▸ **PROBLEM TO SOLVE**: Return the listing below exactly, with the pictures dropped.

▸ **RECORDED DATA**:
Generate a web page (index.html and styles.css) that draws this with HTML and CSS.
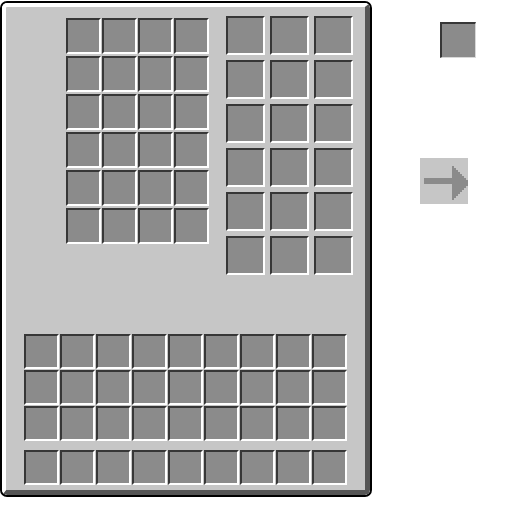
FILE: index.html
```html
<!DOCTYPE html>
<html lang="en">
<head>
    <meta charset="UTF-8">
    <title>Container GUI</title>
    <link rel="stylesheet" href="styles.css">
</head>
<body>

    <div class="screen">
        <!-- Main panel -->
        <div class="panel">
            <div class="panel-inner">
                <div class="top-row">
                    <div class="grid grid-left" id="gridLeft"></div>
                    <div class="grid grid-right" id="gridRight"></div>
                </div>
                <div class="grid grid-inv" id="gridInv"></div>
                <div class="grid grid-hotbar" id="gridHotbar"></div>
            </div>
        </div>

        <!-- Loose pieces of the texture -->
        <div class="extras">
            <div class="single-slot"></div>
            <div class="arrow-box">
                <svg width="48" height="46" viewBox="0 0 48 46" shape-rendering="crispEdges">
                    <path fill="#8b8b8b" d="M32 8 h2 v2 h2 v2 h2 v2 h2 v2 h2 v2 h2 v2 h2 v2 h2 v2 h2 v2 h-2 v2 h-2 v2 h-2 v2 h-2 v2 h-2 v2 h-2 v2 h-2 v2 h-2 v2 h-2 V26 H4 V20 H32 Z"/>
                </svg>
            </div>
        </div>
    </div>

    <script>
        function fillGrid(id, count) {
            const grid = document.getElementById(id);
            for (let i = 0; i < count; i++) {
                const slot = document.createElement('div');
                slot.classList.add('slot');
                grid.appendChild(slot);
            }
        }

        fillGrid('gridLeft', 24);
        fillGrid('gridRight', 18);
        fillGrid('gridInv', 27);
        fillGrid('gridHotbar', 9);
    </script>

</body>
</html>
```

FILE: styles.css
```css
body {
    margin: 0;
    padding: 0;
    background-color: #ffffff;
    font-family: 'Liberation Sans', Arial, sans-serif;
}

.screen {
    display: flex;
    align-items: flex-start;
}

.panel {
    margin-top: 1px;
    width: 368px;
    height: 492px;
    border: 2px solid #000000;
    border-radius: 7px;
    overflow: hidden;
}

.panel-inner {
    box-sizing: border-box;
    height: 100%;
    background-color: #c6c6c6;
    border-top: 4px solid #ffffff;
    border-left: 4px solid #ffffff;
    border-right: 5px solid #555555;
    border-bottom: 5px solid #555555;
    border-radius: 5px;
}

.top-row {
    display: flex;
    align-items: flex-start;
    padding-left: 60px;
}

.grid {
    display: grid;
}

.slot {
    box-sizing: border-box;
    background-color: #8b8b8b;
    border-top: 2px solid #373737;
    border-left: 2px solid #373737;
    border-right: 2px solid #ffffff;
    border-bottom: 2px solid #ffffff;
}

.grid-left {
    margin-top: 11px;
    grid-template-columns: repeat(4, 35px);
    grid-auto-rows: 36px;
    column-gap: 1px;
    row-gap: 2px;
}

.grid-right {
    margin-top: 9px;
    margin-left: 17px;
    grid-template-columns: repeat(3, 39px);
    grid-auto-rows: 39px;
    gap: 5px;
}

.grid-inv {
    margin-top: 59px;
    margin-left: 18px;
    grid-template-columns: repeat(9, 35px);
    grid-auto-rows: 35px;
    gap: 1px;
}

.grid-hotbar {
    margin-top: 9px;
    margin-left: 18px;
    grid-template-columns: repeat(9, 35px);
    grid-auto-rows: 35px;
    gap: 1px;
}

.extras {
    display: flex;
    flex-direction: column;
    align-items: flex-start;
}

.single-slot {
    box-sizing: border-box;
    width: 36px;
    height: 36px;
    margin-top: 22px;
    margin-left: 68px;
    background-color: #8b8b8b;
    border-top: 2px solid #373737;
    border-left: 2px solid #373737;
    border-right: 1px solid #d8d8d8;
    border-bottom: 1px solid #d8d8d8;
}

.arrow-box {
    width: 48px;
    height: 46px;
    margin-top: 100px;
    margin-left: 48px;
    background-color: #c6c6c6;
}

.arrow-box svg {
    display: block;
}
```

▸ **WORKED SOLUTION**:
Generate a web page (index.html and styles.css) that draws this with HTML and CSS.
FILE: index.html
```html
<!DOCTYPE html>
<html lang="en">
<head>
    <meta charset="UTF-8">
    <title>Container GUI</title>
    <link rel="stylesheet" href="styles.css">
</head>
<body>

    <div class="screen">
        <!-- Main panel -->
        <div class="panel">
            <div class="panel-inner">
                <div class="top-row">
                    <div class="grid grid-left" id="gridLeft"></div>
                    <div class="grid grid-right" id="gridRight"></div>
                </div>
                <div class="grid grid-inv" id="gridInv"></div>
                <div class="grid grid-hotbar" id="gridHotbar"></div>
            </div>
        </div>

        <!-- Loose pieces of the texture -->
        <div class="extras">
            <div class="single-slot"></div>
            <div class="arrow-box">
                <svg width="48" height="46" viewBox="0 0 48 46" shape-rendering="crispEdges">
                    <path fill="#8b8b8b" d="M32 8 h2 v2 h2 v2 h2 v2 h2 v2 h2 v2 h2 v2 h2 v2 h2 v2 h2 v2 h-2 v2 h-2 v2 h-2 v2 h-2 v2 h-2 v2 h-2 v2 h-2 v2 h-2 v2 h-2 V26 H4 V20 H32 Z"/>
                </svg>
            </div>
        </div>
    </div>

    <script>
        function fillGrid(id, count) {
            const grid = document.getElementById(id);
            for (let i = 0; i < count; i++) {
                const slot = document.createElement('div');
                slot.classList.add('slot');
                grid.appendChild(slot);
            }
        }

        fillGrid('gridLeft', 24);
        fillGrid('gridRight', 18);
        fillGrid('gridInv', 27);
        fillGrid('gridHotbar', 9);
    </script>

</body>
</html>
```

FILE: styles.css
```css
body {
    margin: 0;
    padding: 0;
    background-color: #ffffff;
    font-family: 'Liberation Sans', Arial, sans-serif;
}

.screen {
    display: flex;
    align-items: flex-start;
}

.panel {
    margin-top: 1px;
    width: 368px;
    height: 492px;
    border: 2px solid #000000;
    border-radius: 7px;
    overflow: hidden;
}

.panel-inner {
    box-sizing: border-box;
    height: 100%;
    background-color: #c6c6c6;
    border-top: 4px solid #ffffff;
    border-left: 4px solid #ffffff;
    border-right: 5px solid #555555;
    border-bottom: 5px solid #555555;
    border-radius: 5px;
}

.top-row {
    display: flex;
    align-items: flex-start;
    padding-left: 60px;
}

.grid {
    display: grid;
}

.slot {
    box-sizing: border-box;
    background-color: #8b8b8b;
    border-top: 2px solid #373737;
    border-left: 2px solid #373737;
    border-right: 2px solid #ffffff;
    border-bottom: 2px solid #ffffff;
}

.grid-left {
    margin-top: 11px;
    grid-template-columns: repeat(4, 35px);
    grid-auto-rows: 36px;
    column-gap: 1px;
    row-gap: 2px;
}

.grid-right {
    margin-top: 9px;
    margin-left: 17px;
    grid-template-columns: repeat(3, 39px);
    grid-auto-rows: 39px;
    gap: 5px;
}

.grid-inv {
    margin-top: 59px;
    margin-left: 18px;
    grid-template-columns: repeat(9, 35px);
    grid-auto-rows: 35px;
    gap: 1px;
}

.grid-hotbar {
    margin-top: 9px;
    margin-left: 18px;
    grid-template-columns: repeat(9, 35px);
    grid-auto-rows: 35px;
    gap: 1px;
}

.extras {
    display: flex;
    flex-direction: column;
    align-items: flex-start;
}

.single-slot {
    box-sizing: border-box;
    width: 36px;
    height: 36px;
    margin-top: 22px;
    margin-left: 68px;
    background-color: #8b8b8b;
    border-top: 2px solid #373737;
    border-left: 2px solid #373737;
    border-right: 1px solid #d8d8d8;
    border-bottom: 1px solid #d8d8d8;
}

.arrow-box {
    width: 48px;
    height: 46px;
    margin-top: 100px;
    margin-left: 48px;
    background-color: #c6c6c6;
}

.arrow-box svg {
    display: block;
}
```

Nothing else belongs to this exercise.